Figure 6 then visualizes the QCM data taken at Blue Origin for the unbaked electrical cable. As can be seen, the collection period (with the crystal temperature, dashed lines, low) is shorter than the TGA (temperature increasing) due to the high outgassing rate. This likely introduced an error in the TGA measurements as the incident flux could not be discounted.
Next, Figure 7 plots two different TGAs corresponding to hours 50.56 to 51.48 and 53.56 to 54.43 in Figure 6. While both demonstrate a clear cut off of the high temperature component, there is also a clear variation in the collected traces. Data collection for contamination analysis is not easy!
Finally, Figure 8 visualizes the companion numerical simulations. Both surface deposition and volumetric contaminant concentrations are shown. The shadowing of QCM 2 body is also seen. Similarly to the results from USC, here we found that the numerical deposition on QCM 2 underpredicted the experiment by a factor of 17.6 times for the warm wall configurations which for the utilized sticking coefficient model translated to about 7.7 wall collisions.

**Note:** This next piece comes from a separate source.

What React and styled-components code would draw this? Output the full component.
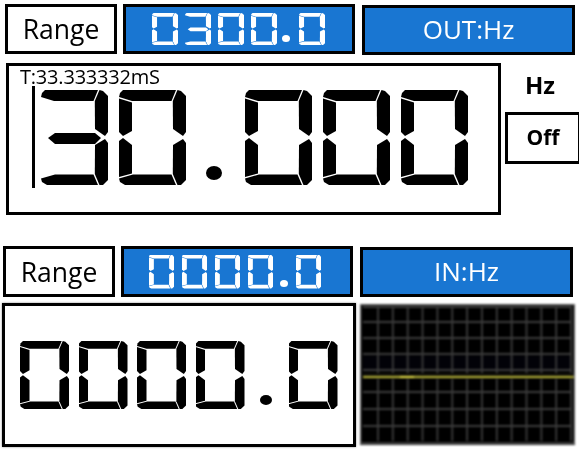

As these experiments showed, modeling gray-body contaminant mass transport is not trivial. Some researches have started implementing multi-species models, which although conceptually can correctly capture this behavior, are not easy to initialize. While dedicated mass spectroscopy equipment may be available for small material characterization experiments, it is not feasible to obtain mass spectrum at the spacecraft level as the trace contaminant species are easily overwhelmed by the much denser atmospheric background. Thus, we envision that the future work will involve some combination of experiments and numerical modeling (perhaps with the help of machine learning) to automatically decompose the collected TGA signal into multiple mathematical contaminant species, each with a different surface deposition behavior.